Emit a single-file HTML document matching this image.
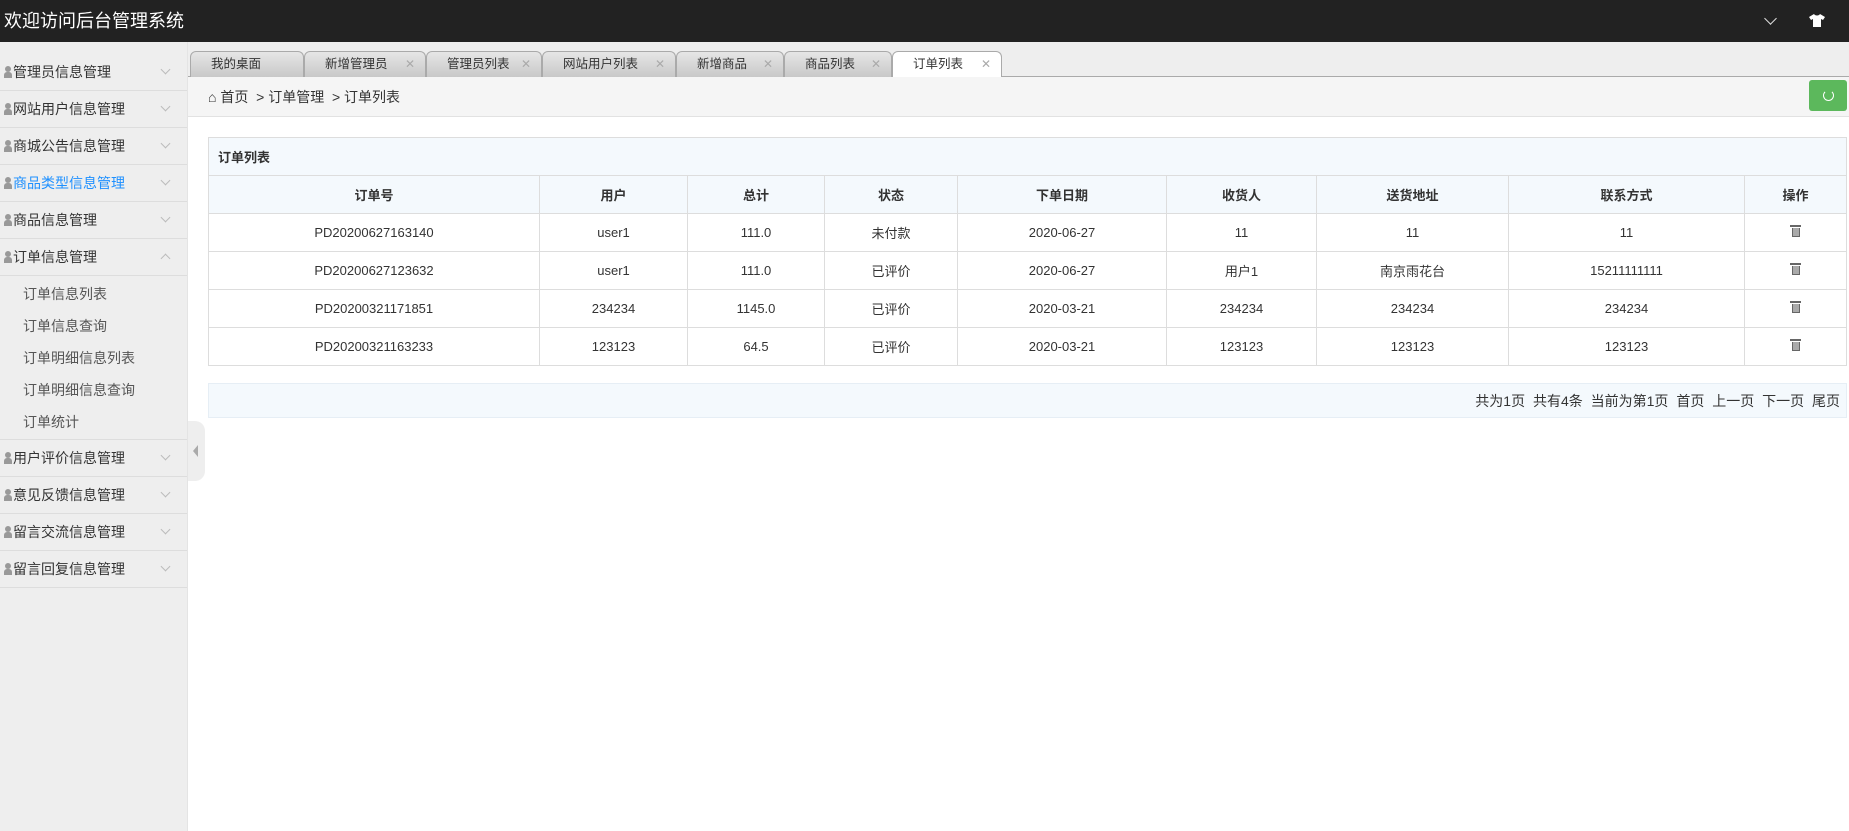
<!DOCTYPE html>
<html><head><meta charset="utf-8"><style>
*{margin:0;padding:0;box-sizing:border-box}
body{width:1849px;height:831px;overflow:hidden;background:#fff;font-family:"Liberation Sans","Noto Sans CJK SC",sans-serif;color:#333;position:relative}
.hd{position:absolute;left:0;top:0;width:1849px;height:42px;background:#222;color:#fff;font-size:18px;line-height:42px;padding-left:4px}
.hd .dd{position:absolute;right:74px;top:14px;width:9px;height:9px;border-right:1.5px solid #ddd;border-bottom:1.5px solid #ddd;transform:rotate(45deg)}
.hd .sh{position:absolute;right:24px;top:14px;width:16px;height:13px}
.sb{position:absolute;left:0;top:42px;width:188px;height:789px;background:#eee;border-right:1px solid #e4e4e4;padding-top:12px}
.it{height:37px;border-bottom:1px solid #ddd;font-size:14px;line-height:36px;padding-left:4px;position:relative;color:#333}
.it i{display:inline-block;width:8px;height:12px;vertical-align:-1px;margin-right:1px;position:relative}
.it i:before{content:"";position:absolute;left:1px;top:0;width:6px;height:6px;border-radius:50%;background:#999}
.it i:after{content:"";position:absolute;left:0;top:6px;width:8px;height:6px;border-radius:3px 3px 0 0;background:#999}
.it b{position:absolute;right:18px;top:12px;width:7px;height:7px;border-right:1px solid #bbb;border-bottom:1px solid #bbb;transform:rotate(45deg)}
.it b.up{top:16px;transform:rotate(-135deg)}
.act{color:#1e90ff}
.sub{height:164px;padding-top:2px;border-bottom:1px solid #ddd}
.sub div{height:32px;line-height:32px;font-size:14px;padding-left:23px;color:#555}
.hdl{position:absolute;left:188px;top:421px;width:17px;height:60px;background:#eee;border-radius:0 10px 10px 0}
.hdl:after{content:"";position:absolute;left:5px;top:24px;border-right:5px solid #aaa;border-top:6px solid transparent;border-bottom:6px solid transparent}
.tabs{position:absolute;left:188px;top:42px;width:1661px;height:35px;background:#eee;border-bottom:1px solid #aaa}
.tab{position:absolute;top:9px;height:26px;border:1px solid #aaa;border-bottom:none;border-radius:6px 6px 0 0;background:linear-gradient(#e6e6e6,#c8c8c8);font-size:12.5px;line-height:25px;padding-left:20px;color:#333}
.tab span{position:absolute;right:10px;color:#aaa;font-size:12px}
.tab.on{background:#fff}
.bc{position:absolute;left:188px;top:77px;width:1661px;height:40px;background:#f5f5f5;border-bottom:1px solid #e2e2e2;font-size:14px;line-height:40px;padding-left:20px}
.rf{position:absolute;right:2px;top:3px;width:38px;height:31px;background:#5cb85c;border-radius:3px}
.rf:after{content:"";position:absolute;left:14px;top:10px;width:9px;height:9px;border:1.5px solid #fff;border-top-color:transparent;border-radius:50%}
table{position:absolute;left:208px;top:137px;width:1639px;border-collapse:collapse;font-size:13px}
td,th{border:1px solid #ddd;text-align:center;height:38px}
th{background:#f4f9fd;font-weight:bold}
.tt th{text-align:left;padding-left:9px;height:38px}
.pg{position:absolute;left:208px;top:383px;width:1639px;height:35px;background:#f4f9fd;border:1px solid #e6eef5;font-size:14px;line-height:34px;text-align:right;padding-right:6px;word-spacing:4px}
.tr{display:inline-block;width:8px;height:9px;border:1.3px solid #666;border-top:none;position:relative;background:#aaa}
.tr:before{content:"";position:absolute;left:-3px;top:-3px;width:11px;height:2px;background:#666}
</style></head><body>
<div class="hd">欢迎访问后台管理系统<div class="dd"></div>
<svg class="sh" viewBox="0 0 16 13"><path d="M5 0L0 3l2 3 2-1v8h8V5l2 1 2-3-5-3c-1 2-5 2-6 0z" fill="#fff"/></svg></div>
<div class="sb">
<div class="it"><i></i>管理员信息管理<b></b></div>
<div class="it"><i></i>网站用户信息管理<b></b></div>
<div class="it"><i></i>商城公告信息管理<b></b></div>
<div class="it act"><i></i>商品类型信息管理<b></b></div>
<div class="it"><i></i>商品信息管理<b></b></div>
<div class="it"><i></i>订单信息管理<b class="up"></b></div>
<div class="sub"><div>订单信息列表</div><div>订单信息查询</div><div>订单明细信息列表</div><div>订单明细信息查询</div><div>订单统计</div></div>
<div class="it"><i></i>用户评价信息管理<b></b></div>
<div class="it"><i></i>意见反馈信息管理<b></b></div>
<div class="it"><i></i>留言交流信息管理<b></b></div>
<div class="it"><i></i>留言回复信息管理<b></b></div>
</div>
<div class="hdl"></div>
<div class="tabs">
<div class="tab" style="left:2px;width:114px">我的桌面</div>
<div class="tab" style="left:116px;width:122px">新增管理员<span>✕</span></div>
<div class="tab" style="left:238px;width:116px">管理员列表<span>✕</span></div>
<div class="tab" style="left:354px;width:134px">网站用户列表<span>✕</span></div>
<div class="tab" style="left:488px;width:108px">新增商品<span>✕</span></div>
<div class="tab" style="left:596px;width:108px">商品列表<span>✕</span></div>
<div class="tab on" style="left:704px;width:110px;height:27px">订单列表<span>✕</span></div>
</div>
<div class="bc">⌂ 首页 &nbsp;&gt; 订单管理 &nbsp;&gt; 订单列表<div class="rf"></div></div>
<table>
<tr class="tt"><th colspan="9">订单列表</th></tr>
<tr><th style="width:331px">订单号</th><th style="width:148px">用户</th><th style="width:137px">总计</th><th style="width:133px">状态</th><th style="width:209px">下单日期</th><th style="width:150px">收货人</th><th style="width:192px">送货地址</th><th style="width:236px">联系方式</th><th>操作</th></tr>
<tr><td>PD20200627163140</td><td>user1</td><td>111.0</td><td>未付款</td><td>2020-06-27</td><td>11</td><td>11</td><td>11</td><td><span class="tr"></span></td></tr>
<tr><td>PD20200627123632</td><td>user1</td><td>111.0</td><td>已评价</td><td>2020-06-27</td><td>用户1</td><td>南京雨花台</td><td>15211111111</td><td><span class="tr"></span></td></tr>
<tr><td>PD20200321171851</td><td>234234</td><td>1145.0</td><td>已评价</td><td>2020-03-21</td><td>234234</td><td>234234</td><td>234234</td><td><span class="tr"></span></td></tr>
<tr><td>PD20200321163233</td><td>123123</td><td>64.5</td><td>已评价</td><td>2020-03-21</td><td>123123</td><td>123123</td><td>123123</td><td><span class="tr"></span></td></tr>
</table>
<div class="pg">共为1页 共有4条 当前为第1页 首页 上一页 下一页 尾页</div>
</body></html>
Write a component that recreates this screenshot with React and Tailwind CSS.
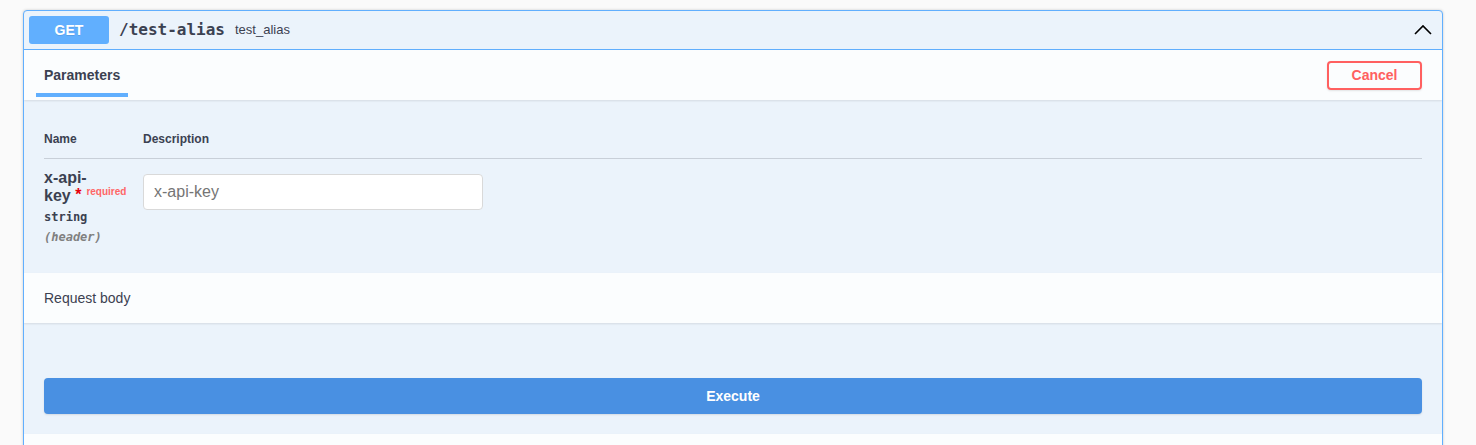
import React from 'react';

const sans = "font-['Liberation_Sans',Arial,sans-serif]";
const mono = "font-['DejaVu_Sans_Mono',monospace]";

function ChevronUp() {
    return (
        <svg width="20" height="20" viewBox="0 0 20 20" className="text-black">
            <path d="M2 14 L10 6 L18 14" fill="none" stroke="currentColor" strokeWidth="1.6" />
        </svg>
    );
}

export default function App() {
    return (
        <div className={`min-h-screen bg-[#fafafa] pt-[10px] ${sans} text-[#3b4151]`}>
            <div className="ml-[23px] w-[1420px] rounded-[4px] border border-[#61affe] bg-[#ebf3fb] shadow-[0_0_3px_rgba(0,0,0,0.19)] overflow-hidden">
                {/* summary */}
                <div className="flex items-center p-[5px] border-b border-[#61affe]">
                    <span className="min-w-[80px] h-[28px] flex items-center justify-center rounded-[3px] bg-[#61affe] text-white text-[14px] font-bold [text-shadow:0_1px_0_rgba(0,0,0,0.1)]">
                        GET
                    </span>
                    <span className={`px-[10px] text-[16px] font-bold ${mono} text-[#3b4151]`}>/test-alias</span>
                    <span className="text-[13px] text-[#3b4151]">test_alias</span>
                    <div className="ml-auto mr-[4px] flex items-center">
                        <ChevronUp />
                    </div>
                </div>

                {/* parameters header */}
                <div className="h-[50px] flex items-center justify-between px-[20px] bg-white/80 shadow-[0_1px_2px_rgba(0,0,0,0.1)]">
                    <div className="relative h-full flex items-center">
                        <h4 className="text-[14px] font-bold text-[#3b4151]">Parameters</h4>
                        <span className="absolute left-[-10%] w-[120%] bottom-[3px] h-[4px] bg-[#61affe]" />
                    </div>
                    <button className="h-[29px] w-[95px] border-2 border-[#ff6060] rounded-[4px] text-[#ff6060] text-[14px] font-bold shadow-[0_1px_2px_rgba(0,0,0,0.1)]">
                        Cancel
                    </button>
                </div>

                {/* parameters table */}
                <div className="px-[20px] pt-[20px] pb-[27px]">
                    <div className="flex h-[39px] items-center border-b border-[#3b4151]/20 text-[12px] font-bold">
                        <div className="w-[99px]">Name</div>
                        <div>Description</div>
                    </div>
                    <div className="flex pt-[10px]">
                        <div className="w-[99px] pr-[10px]">
                            <div className="text-[16px] font-bold leading-[18px]">
                                x-api-key<span className="text-red-600 relative top-[-1px]">&nbsp;*</span>
                                <span className="text-[10px] text-[#ff6666] relative top-[-6px] pl-[5px] font-bold">required</span>
                            </div>
                            <div className={`pt-[1px] text-[12px] font-bold ${mono}`}>string</div>
                            <div className={`pt-[2px] text-[12px] italic font-semibold text-[#808080] ${mono}`}>(header)</div>
                        </div>
                        <div className="pt-[5px]">
                            <input
                                placeholder="x-api-key"
                                className="w-[340px] h-[36px] px-[10px] rounded-[4px] border border-[#d9d9d9] bg-white text-[16px] placeholder:text-[#757575] outline-none"
                            />
                        </div>
                    </div>
                </div>

                {/* request body */}
                <div className="h-[50px] flex items-center px-[20px] bg-white/80 shadow-[0_1px_2px_rgba(0,0,0,0.1)]">
                    <h4 className="text-[14px] text-[#3b4151]">Request body</h4>
                </div>

                {/* execute */}
                <div className="px-[20px] pt-[55px] pb-[20px]">
                    <button className="w-full h-[36px] rounded-[4px] bg-[#4990e2] text-white text-[14px] font-bold shadow-[0_1px_2px_rgba(0,0,0,0.1)]">
                        Execute
                    </button>
                </div>

                {/* responses header */}
                <div className="h-[50px] bg-white/80 shadow-[0_1px_2px_rgba(0,0,0,0.1)]" />
            </div>
        </div>
    );
}
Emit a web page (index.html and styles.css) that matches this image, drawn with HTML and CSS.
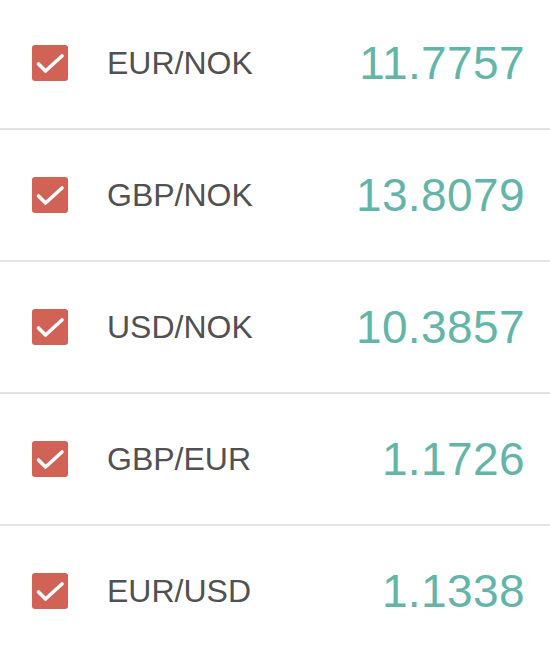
FILE: index.html
```html
<!DOCTYPE html>
<html>
<head>
<meta charset="utf-8">
<link rel="stylesheet" href="styles.css">
</head>
<body>
<ul class="list">
  <li class="row">
    <span class="check"><svg viewBox="0 0 36 36" width="36" height="36"><path d="M6.5 19 L13.5 26 L30 11" fill="none" stroke="#fff" stroke-width="3.6" stroke-linecap="round" stroke-linejoin="round"/></svg></span>
    <span class="pair">EUR/NOK</span>
    <span class="rate">11.7757</span>
  </li>
  <li class="row">
    <span class="check"><svg viewBox="0 0 36 36" width="36" height="36"><path d="M6.5 19 L13.5 26 L30 11" fill="none" stroke="#fff" stroke-width="3.6" stroke-linecap="round" stroke-linejoin="round"/></svg></span>
    <span class="pair">GBP/NOK</span>
    <span class="rate">13.8079</span>
  </li>
  <li class="row">
    <span class="check"><svg viewBox="0 0 36 36" width="36" height="36"><path d="M6.5 19 L13.5 26 L30 11" fill="none" stroke="#fff" stroke-width="3.6" stroke-linecap="round" stroke-linejoin="round"/></svg></span>
    <span class="pair">USD/NOK</span>
    <span class="rate">10.3857</span>
  </li>
  <li class="row">
    <span class="check"><svg viewBox="0 0 36 36" width="36" height="36"><path d="M6.5 19 L13.5 26 L30 11" fill="none" stroke="#fff" stroke-width="3.6" stroke-linecap="round" stroke-linejoin="round"/></svg></span>
    <span class="pair">GBP/EUR</span>
    <span class="rate">1.1726</span>
  </li>
  <li class="row">
    <span class="check"><svg viewBox="0 0 36 36" width="36" height="36"><path d="M6.5 19 L13.5 26 L30 11" fill="none" stroke="#fff" stroke-width="3.6" stroke-linecap="round" stroke-linejoin="round"/></svg></span>
    <span class="pair">EUR/USD</span>
    <span class="rate">1.1338</span>
  </li>
</ul>
</body>
</html>
```
FILE: styles.css
```css
html, body {
  margin: 0;
  padding: 0;
  background: #ffffff;
  font-family: "Liberation Sans", Arial, sans-serif;
}
.list {
  list-style: none;
  margin: -2px 0 0 0;
  padding: 0;
}
.row {
  display: flex;
  align-items: center;
  height: 130px;
  padding: 0 25px 0 32px;
  border-bottom: 2px solid #e4e4e4;
}
.check {
  width: 36px;
  height: 36px;
  border-radius: 3px;
  background: #d06256;
  display: flex;
  flex-shrink: 0;
}
.pair {
  margin-left: 39px;
  font-size: 32px;
  color: #515151;
  flex: 1;
}
.rate {
  font-size: 46px;
  letter-spacing: 0.4px;
  color: #63b5a8;
}
```
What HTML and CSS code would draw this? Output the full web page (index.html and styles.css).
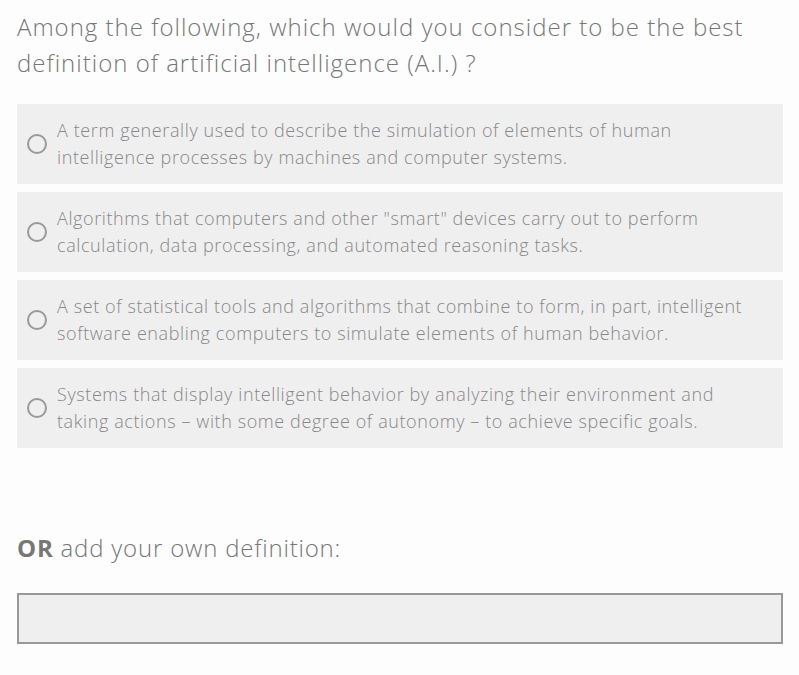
════════════════
To be done — Copy each line of the listing in which the word "index" can be found.

Exercise response —
Emit a web page (index.html and styles.css) that matches this image, drawn with HTML and CSS.
FILE: index.html
What HTML and CSS code would draw this? Output the full web page (index.html and styles.css).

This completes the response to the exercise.